* **What you need to do**: Scan the material below for the string "with", and copy every line where it shows up.

-------------------------

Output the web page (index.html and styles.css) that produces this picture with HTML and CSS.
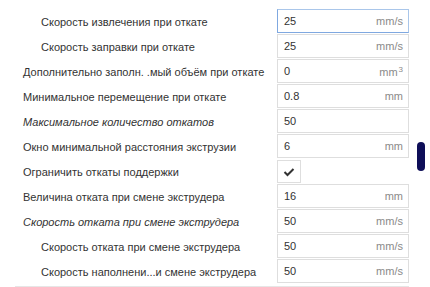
FILE: index.html
```html
<!DOCTYPE html>
<html>
  <head>
    <title>Retraction settings</title>
    <link rel="stylesheet" href="styles.css">
    <meta name="viewport" content="width=device-width, initial-scale=1.0" />
  </head>
  <body>
    <div id="settings">
      <div class="row">
        <span class="label sub">Скорость извлечения при откате</span>
        <div class="field focused"><span class="value">25</span><span class="unit">mm/s</span></div>
      </div>
      <div class="row">
        <span class="label sub">Скорость заправки при откате</span>
        <div class="field"><span class="value">25</span><span class="unit">mm/s</span></div>
      </div>
      <div class="row">
        <span class="label">Дополнительно заполн. .мый объём при откате</span>
        <div class="field"><span class="value">0</span><span class="unit">mm<sup>3</sup></span></div>
      </div>
      <div class="row">
        <span class="label">Минимальное перемещение при откате</span>
        <div class="field"><span class="value">0.8</span><span class="unit">mm</span></div>
      </div>
      <div class="row">
        <span class="label italic">Максимальное количество откатов</span>
        <div class="field"><span class="value">50</span><span class="unit"></span></div>
      </div>
      <div class="row">
        <span class="label">Окно минимальной расстояния экструзии</span>
        <div class="field"><span class="value">6</span><span class="unit">mm</span></div>
      </div>
      <div class="row">
        <span class="label">Ограничить откаты поддержки</span>
        <div class="check">
          <svg width="12" height="10" viewBox="0 0 12 10"><polyline points="1.5,5 4.5,8 10.5,2" fill="none" stroke="#333" stroke-width="2"/></svg>
        </div>
      </div>
      <div class="row">
        <span class="label">Величина отката при смене экструдера</span>
        <div class="field"><span class="value">16</span><span class="unit">mm</span></div>
      </div>
      <div class="row">
        <span class="label italic">Скорость отката при смене экструдера</span>
        <div class="field"><span class="value">50</span><span class="unit">mm/s</span></div>
      </div>
      <div class="row">
        <span class="label sub">Скорость отката при смене экструдера</span>
        <div class="field"><span class="value">50</span><span class="unit">mm/s</span></div>
      </div>
      <div class="row">
        <span class="label sub">Скорость наполнени...и смене экструдера</span>
        <div class="field"><span class="value">50</span><span class="unit">mm/s</span></div>
      </div>
      <div class="divider"></div>
    </div>
    <div id="scroll_thumb"></div>
  </body>
</html>
```
FILE: styles.css
```css
body {
  margin: 0;
  background: #ffffff;
  font-family: "Liberation Sans", Arial, sans-serif;
  font-size: 11px;
  color: #333333;
}
#settings {
  padding-top: 9px;
  width: 409px;
}
.row {
  display: grid;
  grid-template-columns: 1fr 132px;
  column-gap: 12px;
  align-items: center;
  height: 25px;
}
.label {
  padding-left: 23px;
  white-space: nowrap;
}
.label.sub {
  padding-left: 41px;
}
.label.italic {
  font-style: italic;
}
.field {
  box-sizing: border-box;
  height: 24px;
  border: 1px solid #dedede;
  display: flex;
  align-items: center;
  justify-content: space-between;
  padding: 0 5px 0 6px;
  align-self: start;
}
.field.focused {
  border-color: #a9c6ea;
  border-left-color: #7fa8e0;
  border-bottom-color: #7fa8e0;
}
.value {
  color: #333333;
}
.unit {
  color: #8a8a8a;
}
.unit sup {
  font-size: 8px;
  vertical-align: 4px;
  margin-left: 1px;
}
.check {
  box-sizing: border-box;
  width: 24px;
  height: 23px;
  border: 1px solid #dedede;
  display: flex;
  align-items: center;
  justify-content: center;
}
.divider {
  margin: 2px 0 0 15px;
  border-top: 1px solid #e6e6e6;
}
#scroll_thumb {
  position: absolute;
  left: 417px;
  top: 142px;
  width: 8px;
  height: 29px;
  border-radius: 4px;
  background: #0e0e58;
}
```
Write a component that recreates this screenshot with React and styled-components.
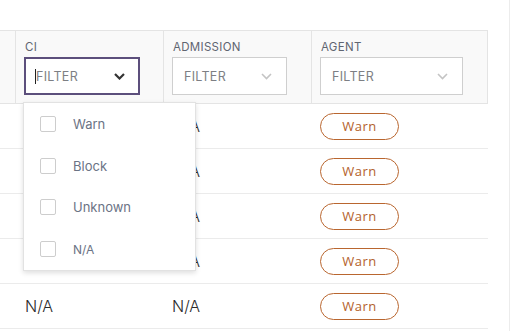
import styled, { createGlobalStyle } from 'styled-components';

const Global = createGlobalStyle`
	html, body {
		margin: 0;
		background: #fff;
		font-family: Inter, "Liberation Sans", sans-serif;
	}
`;

const Page = styled.div`
	width: 510px;
	height: 331px;
	padding-top: 30px;
	box-sizing: border-box;
	border-right: 1px solid #ececec;
	overflow: hidden;
`;

const Table = styled.div`
	position: relative;
	width: 488px;
	display: grid;
	grid-template-columns: 15px 148px 148px 177px;
`;

const HeadCell = styled.div`
	background: #f9f9f9;
	border-top: 1px solid #e4e4e4;
	border-bottom: 1px solid #e4e4e4;
	border-left: ${(p) => (p.$first ? 'none' : '1px solid #e4e4e4')};
	border-right: ${(p) => (p.$last ? '1px solid #e4e4e4' : 'none')};
	height: 62px;
	padding: 10px 0 0 ${(p) => p.$pad ?? 8}px;
	display: flex;
	flex-direction: column;
	gap: 3px;
`;

const Label = styled.div`
	font-size: 11.5px;
	line-height: 13px;
	color: #5f6571;
	letter-spacing: 0.3px;
	padding-left: 1px;
`;

const FilterBox = styled.div`
	position: relative;
	width: ${(p) => p.$w}px;
	height: 38px;
	box-sizing: border-box;
	border: ${(p) => (p.$active ? '2px solid #5c4f7c' : '1px solid #cfcfcf')};
	background: #fff;
	display: flex;
	align-items: center;
	justify-content: space-between;
	padding: ${(p) => (p.$active ? '0 13px 0 10px' : '0 14px 0 11px')};
`;

const Placeholder = styled.span`
	font-size: 12.5px;
	color: #7d7f84;
	letter-spacing: 0.3px;
`;

const Caret = styled.span`
	position: absolute;
	left: 9px;
	top: 10px;
	width: 1px;
	height: 15px;
	background: #222;
`;

const Cell = styled.div`
	height: 44px;
	border-bottom: 1px solid #ebebeb;
	display: flex;
	align-items: center;
	padding-left: ${(p) => p.$pad ?? 10}px;
	font-size: 16px;
	font-weight: 300;
	color: #2b2b2b;
`;

const WarnBtn = styled.div`
	width: 79px;
	height: 27px;
	box-sizing: border-box;
	border: 1px solid #b9662f;
	border-radius: 14px;
	color: #b3612b;
	font-family: "Open Sans", Lato, sans-serif;
	font-size: 13px;
	font-weight: 500;
	letter-spacing: 0.5px;
	display: flex;
	align-items: center;
	justify-content: center;
`;

const Menu = styled.div`
	position: absolute;
	left: 23px;
	top: 72px;
	width: 173px;
	height: 169px;
	box-sizing: border-box;
	background: #fff;
	border: 1px solid #e2e2e2;
	box-shadow: 0 2px 5px rgba(0, 0, 0, 0.13);
	display: flex;
	flex-direction: column;
`;

const Option = styled.div`
	height: 42px;
	display: flex;
	align-items: center;
	gap: 17px;
	padding-left: 16px;
`;

const Box = styled.span`
	width: 16px;
	height: 16px;
	box-sizing: border-box;
	border: 1px solid #cdcdcd;
	border-radius: 2px;
	background: #fff;
`;

const OptText = styled.span`
	font-size: ${(p) => (p.$small ? 12 : 13)}px;
	color: #6b7385;
`;

const Chevron = ({ dark }) => (
	<svg width="11" height="7" viewBox="0 0 11 7">
		<path
			d="M1 1 L5.5 5.5 L10 1"
			fill="none"
			stroke={dark ? '#333' : '#c4c4c4'}
			strokeWidth={dark ? 2.2 : 1.6}
		/>
	</svg>
);

const rows = [1, 2, 3, 4, 5];
const options = ['Warn', 'Block', 'Unknown', 'N/A'];

function Row() {
	return (
		<>
			<Cell $pad={0} />
			<Cell>N/A</Cell>
			<Cell $pad={9}>N/A</Cell>
			<Cell $pad={9}>
				<WarnBtn>Warn</WarnBtn>
			</Cell>
		</>
	);
}

function App() {
	return (
		<>
			<Global />
			<Page>
				<Table>
					<HeadCell $first $pad={0} />
					<HeadCell>
						<Label>CI</Label>
						<FilterBox $w={116} $active>
							<Caret />
							<Placeholder>FILTER</Placeholder>
							<Chevron dark />
						</FilterBox>
					</HeadCell>
					<HeadCell>
						<Label>ADMISSION</Label>
						<FilterBox $w={115}>
							<Placeholder>FILTER</Placeholder>
							<Chevron />
						</FilterBox>
					</HeadCell>
					<HeadCell $last>
						<Label>AGENT</Label>
						<FilterBox $w={143}>
							<Placeholder>FILTER</Placeholder>
							<Chevron />
						</FilterBox>
					</HeadCell>

					{rows.map((r) => (
						<Row key={r} />
					))}

					<Menu>
						{options.map((o) => (
							<Option key={o}>
								<Box />
								<OptText $small={o === 'N/A'}>{o}</OptText>
							</Option>
						))}
					</Menu>
				</Table>
			</Page>
		</>
	);
}

export default App;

-------------------------

* **Written reply**:
Output the web page (index.html and styles.css) that produces this picture with HTML and CSS.
Write a component that recreates this screenshot with React and styled-components.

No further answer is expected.